Das neue Betreuungsrecht stellt deutlicher klar, dass eine Betreuung nur eingerichtet wird, wenn andere Hilfen ausgeschöpft sind und nicht ausreichen. Vorrangig sollen Familienangehörige, Bekannte oder soziale Dienste unterstützen. Diese können zum Beispiel beim Ausfüllen von Anträgen für Sozialleistungen helfen. Zudem ist die Betreuungsbehörde im Kreis Segeberg nach dem Landesbetreuungsgesetz eine von zwei Modellbehörden in Schleswig-Holstein. „Wir werden in unserem Kreis in den nächsten Jahren erproben, ob eine vorübergehende sogenannte ,erweiterte Unterstützung‘ durch die Betreuungsbehörde eine vom Gericht bestellte Betreuung entbehrlich machen kann. Hierfür sowie für weitere neue Aufgaben durch die Reform benötigen wir Sozialpädagogen, um das Team aufzustocken und gemeinsam die Selbstbestimmung Betroffener noch mehr in den Fokus zu nehmen.“

Für familienfremde ehrenamtlichen Betreuer ist neu geregelt, dass ihnen verbindlich kompetente Ansprechpartner zur Seite stehen. Das neue Betreuungsrecht sieht für sie vor, mit einem anerkannten Betreuungsverein eine Vereinbarung über eine Begleitung und Unterstützung abzuschließen. „Ehrenamtliche Betreuer mit familiärer oder persönlicher Bindung erhalten immer ein Beratungsangebot per Post nach Hause. Auch diesen empfehlen wir, eine solche Vereinbarung mit einem Betreuungsverein abzuschließen, weil dadurch eine konstante kompetente Beratung und Unterstützung durch erfahrene Fachkräfte sichergestellt wird.“

Berufsbetreuer wird man nicht durch eine Berufsausbildung. Vielmehr handelt es sich um eine Tätigkeit, die sich in den vergangenen Jahrzehnten entwickelt hat. Während vor 1992 hauptsächlich Rechtsanwälte beruflich in diesem Bereich eingesetzt wurden, sind in den Jahren seit 1992 auch viele Menschen aus anderen Berufsgruppen dazugekommen, schwerpunktmäßig Sozialarbeiter/-pädagogen, Alten- und Krankenpfleger sowie Erzieher, aber auch Verwaltungsfachkräfte und Kaufleute.

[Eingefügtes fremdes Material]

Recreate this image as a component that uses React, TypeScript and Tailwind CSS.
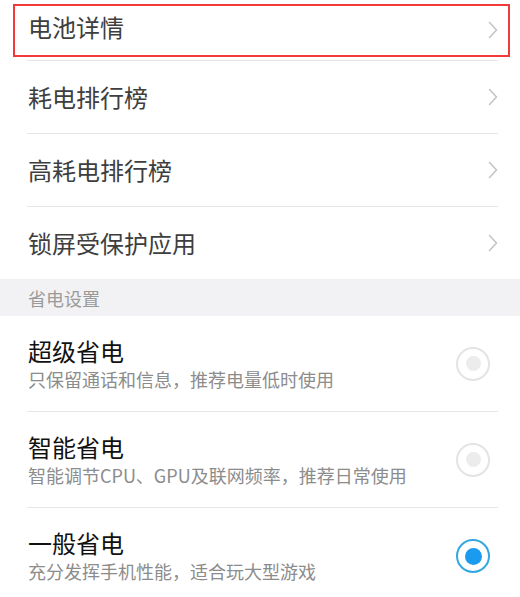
const menuItems = ["电池详情", "耗电排行榜", "高耗电排行榜", "锁屏受保护应用"];

const modes = [
  { title: "超级省电", desc: "只保留通话和信息，推荐电量低时使用", checked: false },
  { title: "智能省电", desc: "智能调节CPU、GPU及联网频率，推荐日常使用", checked: false },
  { title: "一般省电", desc: "充分发挥手机性能，适合玩大型游戏", checked: true },
];

function Chevron() {
  return (
    <svg width="10" height="18" viewBox="0 0 10 18" fill="none" className="shrink-0">
      <path d="M1.5 1.5 L8.5 9 L1.5 16.5" stroke="#c4c4c4" strokeWidth="1.6" strokeLinecap="round" strokeLinejoin="round" />
    </svg>
  );
}

function Radio({ checked }: { checked: boolean }) {
  if (checked) {
    return (
      <div className="w-[34px] h-[34px] rounded-full border-2 border-[#33a8e0] flex items-center justify-center shrink-0">
        <div className="w-[17px] h-[17px] rounded-full bg-[#1a9bef]" />
      </div>
    );
  }
  return (
    <div className="w-[34px] h-[34px] rounded-full border-2 border-[#e4e4e4] flex items-center justify-center shrink-0">
      <div className="w-[15px] h-[15px] rounded-full bg-[#ececec]" />
    </div>
  );
}

export default function App() {
  return (
    <div
      className="relative w-[520px] h-[597px] overflow-hidden bg-white"
      style={{ fontFamily: '"Noto Sans CJK SC", "Noto Sans", sans-serif' }}
    >
      {/* menu rows */}
      <div className="pl-[27px] pr-[22px]">
        {menuItems.map((label, idx) => (
          <div
            key={label}
            className={`flex items-center justify-between border-b border-[#e6e6e6] pl-px ${
              idx === 0 ? "h-[61px]" : idx === 3 ? "h-[72px] border-b-0" : "h-[73px]"
            }`}
          >
            <span className={`text-[24px] leading-none text-[#3e3e3e] ${idx === 0 ? "-mt-[6px]" : ""}`}>
              {label}
            </span>
            <Chevron />
          </div>
        ))}
      </div>

      {/* section header */}
      <div className="h-[37px] bg-[#f2f2f4] flex items-center pl-[28px]">
        <span className="text-[18px] leading-none text-[#9a9a9a]">省电设置</span>
      </div>

      {/* power modes */}
      <div className="pl-[27px] pr-[30px]">
        {modes.map((m, idx) => (
          <div
            key={m.title}
            className={`flex items-center justify-between h-[96px] ${
              idx < modes.length - 1 ? "border-b border-[#e6e6e6] mr-[-8px] pr-[8px]" : ""
            }`}
          >
            <div className="flex flex-col pl-px">
              <span className="text-[24px] leading-[30px] text-[#111111]">{m.title}</span>
              <span className="text-[18px] leading-[26px] text-[#8c8c8c]">{m.desc}</span>
            </div>
            <Radio checked={m.checked} />
          </div>
        ))}
      </div>

      {/* highlight box */}
      <div className="absolute left-[13px] top-[4px] w-[497px] h-[53px] border-2 border-[#f23a3a]" />
    </div>
  );
}
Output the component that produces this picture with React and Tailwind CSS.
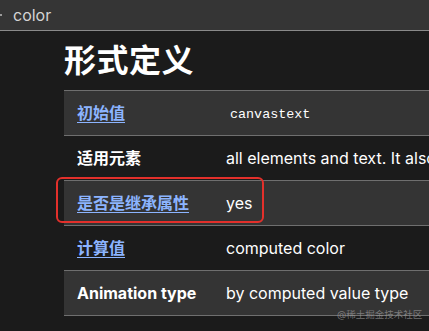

Derzeit sind im Kreis Segeberg für rund 3.800 Menschen Betreuungen eingerichtet. Etwa die Hälfte von ihnen wird von Berufsbetreuern unterstützt. „Wir benötigen weitere Betreuer, um den Bedarf decken zu können“, sagt Lohmeier. „Wenn Sie Lust am Kommunizieren mit verschiedenen Adressaten haben, gerne selbstständig arbeiten, sich Ihre Zeit frei einteilen möchten und Sie die Herausforderung einer Tätigkeit als Berufsbetreuer interessiert annehmen möchten, freuen wir uns, Ihnen weitere Informationen telefonisch oder per E-Mail zu geben.“

Mit der Gesetzesreform kommt auf die Betreuungsbehörde mehr Arbeit zu, unter anderem wenn es darum geht, die Qualifikationen der Berufsbetreuer zu prüfen. Daher sucht der Kreis aktuell Sozialpädagogen für die Betreuungsbehörde.